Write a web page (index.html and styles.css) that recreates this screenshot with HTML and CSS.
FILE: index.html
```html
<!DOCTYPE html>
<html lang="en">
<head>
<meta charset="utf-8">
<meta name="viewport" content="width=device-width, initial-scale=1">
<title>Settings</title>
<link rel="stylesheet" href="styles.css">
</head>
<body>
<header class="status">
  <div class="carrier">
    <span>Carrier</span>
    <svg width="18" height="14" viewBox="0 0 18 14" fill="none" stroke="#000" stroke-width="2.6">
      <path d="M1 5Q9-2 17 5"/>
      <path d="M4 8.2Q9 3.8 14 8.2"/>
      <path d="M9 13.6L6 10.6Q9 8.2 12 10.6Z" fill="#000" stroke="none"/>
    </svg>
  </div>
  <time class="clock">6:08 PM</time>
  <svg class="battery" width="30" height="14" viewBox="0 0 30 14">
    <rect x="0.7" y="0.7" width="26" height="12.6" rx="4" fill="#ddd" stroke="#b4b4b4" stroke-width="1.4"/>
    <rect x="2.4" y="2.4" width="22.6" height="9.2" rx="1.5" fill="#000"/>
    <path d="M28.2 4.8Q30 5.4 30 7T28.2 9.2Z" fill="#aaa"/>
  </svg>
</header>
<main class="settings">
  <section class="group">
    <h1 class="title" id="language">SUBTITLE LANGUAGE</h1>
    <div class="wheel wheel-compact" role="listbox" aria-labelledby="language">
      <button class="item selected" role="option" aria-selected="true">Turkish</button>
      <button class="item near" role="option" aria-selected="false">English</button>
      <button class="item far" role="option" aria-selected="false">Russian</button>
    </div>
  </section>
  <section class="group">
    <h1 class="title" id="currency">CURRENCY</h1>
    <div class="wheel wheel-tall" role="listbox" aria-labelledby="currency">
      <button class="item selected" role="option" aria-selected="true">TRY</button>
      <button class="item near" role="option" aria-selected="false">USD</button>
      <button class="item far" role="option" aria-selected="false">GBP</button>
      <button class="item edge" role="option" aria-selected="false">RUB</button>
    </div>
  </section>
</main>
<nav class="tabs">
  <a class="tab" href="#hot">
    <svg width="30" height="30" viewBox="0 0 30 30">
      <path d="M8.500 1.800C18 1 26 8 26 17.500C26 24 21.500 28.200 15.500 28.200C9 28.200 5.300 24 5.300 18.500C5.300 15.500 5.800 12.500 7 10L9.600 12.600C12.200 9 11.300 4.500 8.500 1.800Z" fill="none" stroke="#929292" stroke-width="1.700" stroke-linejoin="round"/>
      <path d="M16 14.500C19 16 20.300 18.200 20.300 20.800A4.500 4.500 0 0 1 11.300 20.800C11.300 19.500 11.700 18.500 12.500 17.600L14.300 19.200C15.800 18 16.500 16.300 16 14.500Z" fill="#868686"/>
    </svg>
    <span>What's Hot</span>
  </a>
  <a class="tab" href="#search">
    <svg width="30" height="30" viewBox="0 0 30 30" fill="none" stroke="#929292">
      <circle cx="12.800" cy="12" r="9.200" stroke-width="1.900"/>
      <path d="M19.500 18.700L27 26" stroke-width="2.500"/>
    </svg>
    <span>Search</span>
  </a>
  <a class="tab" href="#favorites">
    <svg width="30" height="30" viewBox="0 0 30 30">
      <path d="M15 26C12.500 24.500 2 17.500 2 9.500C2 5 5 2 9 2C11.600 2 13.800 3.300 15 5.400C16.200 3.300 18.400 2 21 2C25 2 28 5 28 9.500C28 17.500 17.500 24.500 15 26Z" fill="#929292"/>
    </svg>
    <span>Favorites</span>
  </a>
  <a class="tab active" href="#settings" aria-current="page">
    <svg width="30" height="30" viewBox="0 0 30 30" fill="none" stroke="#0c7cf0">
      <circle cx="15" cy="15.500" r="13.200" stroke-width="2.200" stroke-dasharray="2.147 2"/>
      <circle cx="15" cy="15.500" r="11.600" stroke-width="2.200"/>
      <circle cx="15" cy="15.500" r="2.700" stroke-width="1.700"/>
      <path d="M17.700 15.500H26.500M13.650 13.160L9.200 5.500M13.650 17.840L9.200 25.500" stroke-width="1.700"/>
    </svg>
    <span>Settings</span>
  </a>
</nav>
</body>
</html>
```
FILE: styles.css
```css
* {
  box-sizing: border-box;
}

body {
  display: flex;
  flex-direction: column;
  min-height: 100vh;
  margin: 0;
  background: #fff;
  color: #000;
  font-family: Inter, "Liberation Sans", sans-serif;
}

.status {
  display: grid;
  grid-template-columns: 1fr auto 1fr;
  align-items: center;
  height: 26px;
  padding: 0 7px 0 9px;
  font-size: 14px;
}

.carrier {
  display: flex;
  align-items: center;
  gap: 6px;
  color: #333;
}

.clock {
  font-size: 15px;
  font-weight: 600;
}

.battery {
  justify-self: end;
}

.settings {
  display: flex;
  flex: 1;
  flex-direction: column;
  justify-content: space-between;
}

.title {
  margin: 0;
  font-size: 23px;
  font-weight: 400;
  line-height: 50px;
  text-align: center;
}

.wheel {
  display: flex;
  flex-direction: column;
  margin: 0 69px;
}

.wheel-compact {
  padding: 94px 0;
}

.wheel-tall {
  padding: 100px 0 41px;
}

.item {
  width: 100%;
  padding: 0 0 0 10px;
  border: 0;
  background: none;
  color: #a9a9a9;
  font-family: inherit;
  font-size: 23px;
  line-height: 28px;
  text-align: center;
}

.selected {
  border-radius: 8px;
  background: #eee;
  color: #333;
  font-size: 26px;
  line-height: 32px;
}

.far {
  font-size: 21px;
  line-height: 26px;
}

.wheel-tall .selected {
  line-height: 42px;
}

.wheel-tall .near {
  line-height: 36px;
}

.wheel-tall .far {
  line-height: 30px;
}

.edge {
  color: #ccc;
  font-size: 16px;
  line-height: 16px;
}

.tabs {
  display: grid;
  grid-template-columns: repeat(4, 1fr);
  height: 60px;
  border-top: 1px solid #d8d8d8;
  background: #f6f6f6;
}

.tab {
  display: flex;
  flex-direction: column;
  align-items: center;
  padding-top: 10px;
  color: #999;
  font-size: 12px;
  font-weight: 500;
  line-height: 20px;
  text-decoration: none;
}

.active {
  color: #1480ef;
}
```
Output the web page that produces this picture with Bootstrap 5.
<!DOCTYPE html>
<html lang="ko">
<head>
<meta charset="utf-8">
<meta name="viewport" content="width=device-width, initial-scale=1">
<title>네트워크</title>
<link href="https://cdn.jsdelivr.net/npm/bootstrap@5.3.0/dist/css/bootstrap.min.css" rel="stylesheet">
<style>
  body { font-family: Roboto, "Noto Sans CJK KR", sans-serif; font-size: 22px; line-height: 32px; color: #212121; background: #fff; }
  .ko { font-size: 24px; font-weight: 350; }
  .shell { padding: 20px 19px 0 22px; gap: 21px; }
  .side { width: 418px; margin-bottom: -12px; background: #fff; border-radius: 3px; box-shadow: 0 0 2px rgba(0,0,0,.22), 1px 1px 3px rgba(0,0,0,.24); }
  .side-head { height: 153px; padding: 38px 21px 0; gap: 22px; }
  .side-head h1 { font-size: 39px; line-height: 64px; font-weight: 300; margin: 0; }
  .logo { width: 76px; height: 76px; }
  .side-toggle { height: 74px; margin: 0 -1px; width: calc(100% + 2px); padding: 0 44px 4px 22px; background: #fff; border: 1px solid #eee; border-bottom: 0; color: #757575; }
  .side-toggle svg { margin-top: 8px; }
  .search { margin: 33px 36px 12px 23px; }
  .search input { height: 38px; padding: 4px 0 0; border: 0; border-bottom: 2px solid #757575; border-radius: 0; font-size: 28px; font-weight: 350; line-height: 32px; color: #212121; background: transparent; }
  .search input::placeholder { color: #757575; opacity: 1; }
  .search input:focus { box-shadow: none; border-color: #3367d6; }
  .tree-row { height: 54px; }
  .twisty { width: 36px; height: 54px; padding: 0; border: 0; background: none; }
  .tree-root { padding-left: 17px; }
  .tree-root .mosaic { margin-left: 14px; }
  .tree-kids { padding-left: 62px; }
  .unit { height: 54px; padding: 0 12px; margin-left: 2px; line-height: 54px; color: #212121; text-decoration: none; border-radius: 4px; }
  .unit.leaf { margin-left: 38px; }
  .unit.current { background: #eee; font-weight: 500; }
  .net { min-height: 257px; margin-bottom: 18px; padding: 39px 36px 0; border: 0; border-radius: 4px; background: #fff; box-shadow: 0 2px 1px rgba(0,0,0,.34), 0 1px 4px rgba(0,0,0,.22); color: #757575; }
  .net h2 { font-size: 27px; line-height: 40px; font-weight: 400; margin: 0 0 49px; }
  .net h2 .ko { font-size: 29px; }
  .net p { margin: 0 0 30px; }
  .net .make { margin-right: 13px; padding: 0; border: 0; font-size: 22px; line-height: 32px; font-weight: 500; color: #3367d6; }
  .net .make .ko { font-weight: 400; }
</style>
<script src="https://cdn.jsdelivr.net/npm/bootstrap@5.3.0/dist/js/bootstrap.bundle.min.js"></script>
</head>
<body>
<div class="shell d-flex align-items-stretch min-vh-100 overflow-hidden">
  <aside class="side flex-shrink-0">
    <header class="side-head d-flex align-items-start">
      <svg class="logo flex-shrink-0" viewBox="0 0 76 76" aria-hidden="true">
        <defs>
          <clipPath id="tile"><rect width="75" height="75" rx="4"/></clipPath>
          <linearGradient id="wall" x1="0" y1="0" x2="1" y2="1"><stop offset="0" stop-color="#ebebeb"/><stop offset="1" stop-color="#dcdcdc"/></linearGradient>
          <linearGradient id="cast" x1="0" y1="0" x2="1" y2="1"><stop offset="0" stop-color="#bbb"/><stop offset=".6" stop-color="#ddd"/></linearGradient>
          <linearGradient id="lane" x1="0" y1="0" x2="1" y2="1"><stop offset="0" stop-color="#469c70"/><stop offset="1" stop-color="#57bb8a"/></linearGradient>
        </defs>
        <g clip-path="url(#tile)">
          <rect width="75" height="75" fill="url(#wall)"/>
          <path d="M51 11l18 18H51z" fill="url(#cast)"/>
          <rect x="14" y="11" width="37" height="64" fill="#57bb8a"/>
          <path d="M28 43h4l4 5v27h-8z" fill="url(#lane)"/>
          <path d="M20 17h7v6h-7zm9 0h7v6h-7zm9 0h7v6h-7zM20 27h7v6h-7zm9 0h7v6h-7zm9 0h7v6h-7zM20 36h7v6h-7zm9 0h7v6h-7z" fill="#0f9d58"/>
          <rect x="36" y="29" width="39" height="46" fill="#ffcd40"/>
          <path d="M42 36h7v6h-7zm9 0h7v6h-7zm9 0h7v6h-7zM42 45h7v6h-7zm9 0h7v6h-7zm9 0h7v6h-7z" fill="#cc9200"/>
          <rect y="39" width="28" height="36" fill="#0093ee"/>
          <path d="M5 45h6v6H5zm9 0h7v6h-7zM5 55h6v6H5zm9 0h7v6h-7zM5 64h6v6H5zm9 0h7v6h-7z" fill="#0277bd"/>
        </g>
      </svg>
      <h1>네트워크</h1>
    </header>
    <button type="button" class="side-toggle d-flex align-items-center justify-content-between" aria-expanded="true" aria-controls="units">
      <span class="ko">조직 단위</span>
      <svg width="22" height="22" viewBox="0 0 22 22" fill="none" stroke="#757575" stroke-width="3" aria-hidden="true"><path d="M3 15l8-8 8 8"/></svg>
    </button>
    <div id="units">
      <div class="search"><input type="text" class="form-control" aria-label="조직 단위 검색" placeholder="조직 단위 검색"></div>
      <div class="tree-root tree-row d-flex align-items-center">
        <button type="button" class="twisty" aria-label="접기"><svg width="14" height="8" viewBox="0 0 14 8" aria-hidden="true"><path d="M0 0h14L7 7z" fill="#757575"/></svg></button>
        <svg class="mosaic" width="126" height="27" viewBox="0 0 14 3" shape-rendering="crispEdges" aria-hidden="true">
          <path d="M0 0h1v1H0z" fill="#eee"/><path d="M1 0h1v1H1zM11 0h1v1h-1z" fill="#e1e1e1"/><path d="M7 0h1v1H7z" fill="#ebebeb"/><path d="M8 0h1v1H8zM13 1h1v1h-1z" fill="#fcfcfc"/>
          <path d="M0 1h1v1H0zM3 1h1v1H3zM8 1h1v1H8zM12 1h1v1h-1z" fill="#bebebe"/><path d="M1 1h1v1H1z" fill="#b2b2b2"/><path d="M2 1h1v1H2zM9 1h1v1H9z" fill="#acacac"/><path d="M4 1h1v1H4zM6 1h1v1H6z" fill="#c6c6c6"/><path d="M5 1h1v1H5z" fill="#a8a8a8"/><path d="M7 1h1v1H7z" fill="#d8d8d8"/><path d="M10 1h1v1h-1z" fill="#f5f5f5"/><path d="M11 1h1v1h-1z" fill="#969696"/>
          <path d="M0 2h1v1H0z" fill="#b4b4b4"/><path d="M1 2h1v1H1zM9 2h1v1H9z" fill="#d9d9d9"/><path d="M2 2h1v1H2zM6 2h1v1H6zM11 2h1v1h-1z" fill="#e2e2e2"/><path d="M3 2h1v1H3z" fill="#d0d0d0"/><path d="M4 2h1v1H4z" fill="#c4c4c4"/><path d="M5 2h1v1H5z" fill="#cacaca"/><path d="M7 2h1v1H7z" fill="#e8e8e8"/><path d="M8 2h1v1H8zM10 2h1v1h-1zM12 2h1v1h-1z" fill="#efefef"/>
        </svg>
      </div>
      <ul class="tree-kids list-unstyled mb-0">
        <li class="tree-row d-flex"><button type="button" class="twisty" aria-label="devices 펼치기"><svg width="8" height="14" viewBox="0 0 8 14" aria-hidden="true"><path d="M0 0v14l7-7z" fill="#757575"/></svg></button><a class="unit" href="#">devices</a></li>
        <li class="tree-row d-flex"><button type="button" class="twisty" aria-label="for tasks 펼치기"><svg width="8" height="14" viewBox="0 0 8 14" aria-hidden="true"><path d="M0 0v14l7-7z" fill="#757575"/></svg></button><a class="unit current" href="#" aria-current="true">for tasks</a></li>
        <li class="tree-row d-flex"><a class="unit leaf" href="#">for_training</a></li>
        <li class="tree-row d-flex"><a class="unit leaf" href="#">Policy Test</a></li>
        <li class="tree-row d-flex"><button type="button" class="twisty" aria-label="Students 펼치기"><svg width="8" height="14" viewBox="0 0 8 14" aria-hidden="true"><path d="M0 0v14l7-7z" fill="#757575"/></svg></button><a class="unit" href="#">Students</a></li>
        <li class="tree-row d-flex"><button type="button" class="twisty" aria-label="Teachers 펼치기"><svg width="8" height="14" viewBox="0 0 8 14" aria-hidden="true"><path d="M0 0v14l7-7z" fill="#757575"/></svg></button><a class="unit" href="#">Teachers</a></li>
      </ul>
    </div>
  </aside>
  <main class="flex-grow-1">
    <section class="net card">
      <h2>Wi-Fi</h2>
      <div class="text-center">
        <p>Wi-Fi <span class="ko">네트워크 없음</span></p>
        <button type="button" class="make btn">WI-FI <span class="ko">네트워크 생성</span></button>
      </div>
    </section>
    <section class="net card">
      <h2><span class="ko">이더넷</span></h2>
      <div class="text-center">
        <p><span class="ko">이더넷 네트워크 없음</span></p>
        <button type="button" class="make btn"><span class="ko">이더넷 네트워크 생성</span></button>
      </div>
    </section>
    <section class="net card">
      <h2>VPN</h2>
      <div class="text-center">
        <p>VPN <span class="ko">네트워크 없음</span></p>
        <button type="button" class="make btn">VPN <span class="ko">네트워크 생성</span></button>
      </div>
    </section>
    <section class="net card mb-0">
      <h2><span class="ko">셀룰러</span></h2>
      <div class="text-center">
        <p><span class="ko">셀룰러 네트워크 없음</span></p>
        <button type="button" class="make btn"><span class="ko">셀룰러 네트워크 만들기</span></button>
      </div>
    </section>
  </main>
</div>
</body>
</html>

────────────────────────────────────────

### TASK GOAL
Count the lines of these entries that hold the string "page", and give only that number.

### CORRECT ANSWER
3